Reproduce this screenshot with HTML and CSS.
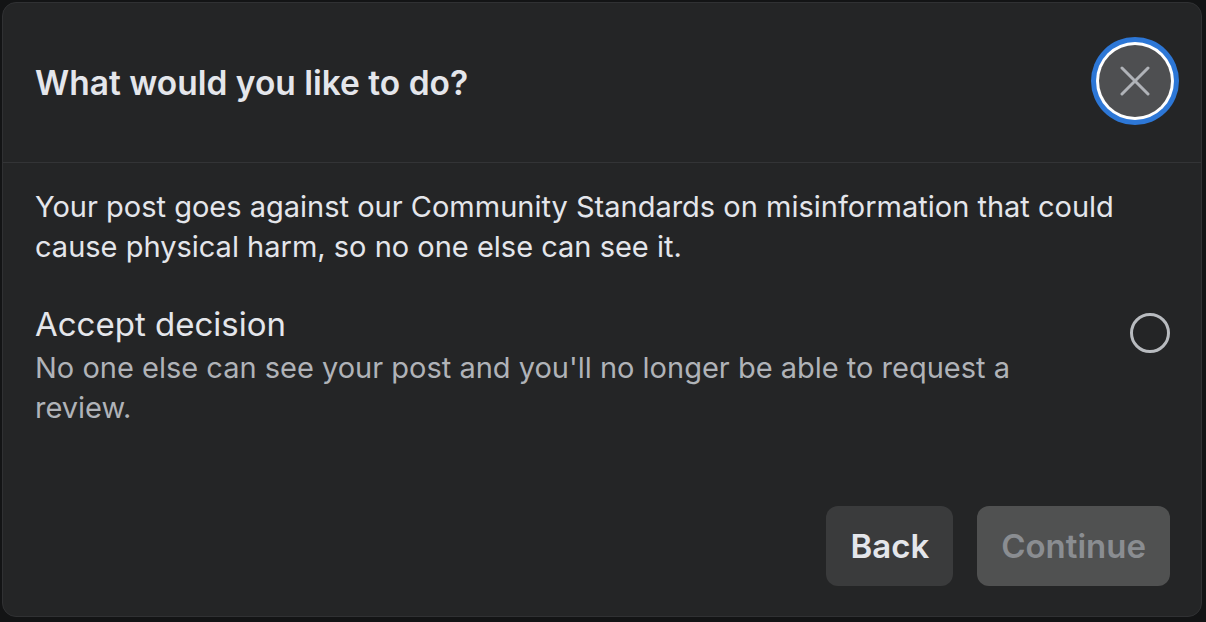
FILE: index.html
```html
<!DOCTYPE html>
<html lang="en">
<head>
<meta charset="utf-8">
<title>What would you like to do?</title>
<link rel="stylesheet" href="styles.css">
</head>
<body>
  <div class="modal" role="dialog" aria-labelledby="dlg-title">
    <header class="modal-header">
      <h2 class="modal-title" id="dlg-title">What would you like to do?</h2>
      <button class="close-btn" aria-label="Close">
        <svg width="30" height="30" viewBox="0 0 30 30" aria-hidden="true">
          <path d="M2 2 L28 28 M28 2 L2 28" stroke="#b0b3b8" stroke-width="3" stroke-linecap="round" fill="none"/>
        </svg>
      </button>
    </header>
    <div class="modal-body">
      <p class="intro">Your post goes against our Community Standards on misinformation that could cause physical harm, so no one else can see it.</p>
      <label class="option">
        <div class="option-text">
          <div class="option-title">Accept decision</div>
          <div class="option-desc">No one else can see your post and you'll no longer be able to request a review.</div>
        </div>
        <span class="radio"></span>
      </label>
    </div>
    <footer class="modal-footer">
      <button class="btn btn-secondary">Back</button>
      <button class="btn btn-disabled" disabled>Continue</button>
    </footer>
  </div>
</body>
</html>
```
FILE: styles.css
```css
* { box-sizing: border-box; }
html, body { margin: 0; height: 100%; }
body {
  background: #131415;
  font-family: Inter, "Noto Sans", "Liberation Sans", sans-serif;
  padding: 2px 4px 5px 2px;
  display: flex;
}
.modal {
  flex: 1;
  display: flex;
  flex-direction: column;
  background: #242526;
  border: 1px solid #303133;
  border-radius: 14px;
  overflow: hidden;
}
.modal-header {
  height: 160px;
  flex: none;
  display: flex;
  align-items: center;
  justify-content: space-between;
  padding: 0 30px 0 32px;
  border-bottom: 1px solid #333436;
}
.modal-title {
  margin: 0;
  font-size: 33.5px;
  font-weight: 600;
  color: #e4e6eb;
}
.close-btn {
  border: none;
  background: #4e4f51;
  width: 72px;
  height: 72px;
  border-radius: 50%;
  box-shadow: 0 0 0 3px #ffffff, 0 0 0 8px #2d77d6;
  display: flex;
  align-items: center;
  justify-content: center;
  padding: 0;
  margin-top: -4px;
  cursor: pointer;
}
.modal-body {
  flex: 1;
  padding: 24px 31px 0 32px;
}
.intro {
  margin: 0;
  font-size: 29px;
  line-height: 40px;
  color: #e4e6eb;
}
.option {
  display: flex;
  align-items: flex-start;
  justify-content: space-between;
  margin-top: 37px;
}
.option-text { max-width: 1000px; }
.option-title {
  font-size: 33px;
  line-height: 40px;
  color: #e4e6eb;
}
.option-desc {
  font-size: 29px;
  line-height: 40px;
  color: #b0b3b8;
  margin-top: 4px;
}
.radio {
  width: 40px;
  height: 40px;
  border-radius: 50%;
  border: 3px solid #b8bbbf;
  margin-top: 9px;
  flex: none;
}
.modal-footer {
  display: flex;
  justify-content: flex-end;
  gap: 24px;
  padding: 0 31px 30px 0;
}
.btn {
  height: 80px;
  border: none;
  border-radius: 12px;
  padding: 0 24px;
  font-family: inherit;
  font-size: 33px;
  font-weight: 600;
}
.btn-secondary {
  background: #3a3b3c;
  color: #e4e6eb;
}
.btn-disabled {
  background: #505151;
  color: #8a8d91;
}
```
---
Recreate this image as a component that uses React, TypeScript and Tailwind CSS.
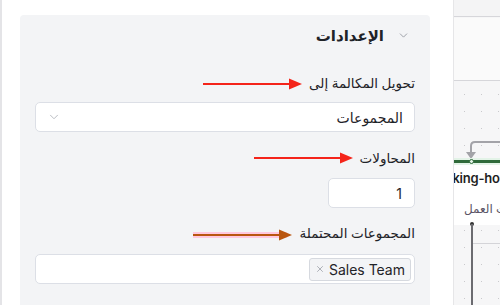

# [Stated goal]
Note every line above where the string "this" shows up, and copy those lines.

# [Task response]
Reproduce this screenshot with HTML and CSS.
Recreate this image as a component that uses React, TypeScript and Tailwind CSS.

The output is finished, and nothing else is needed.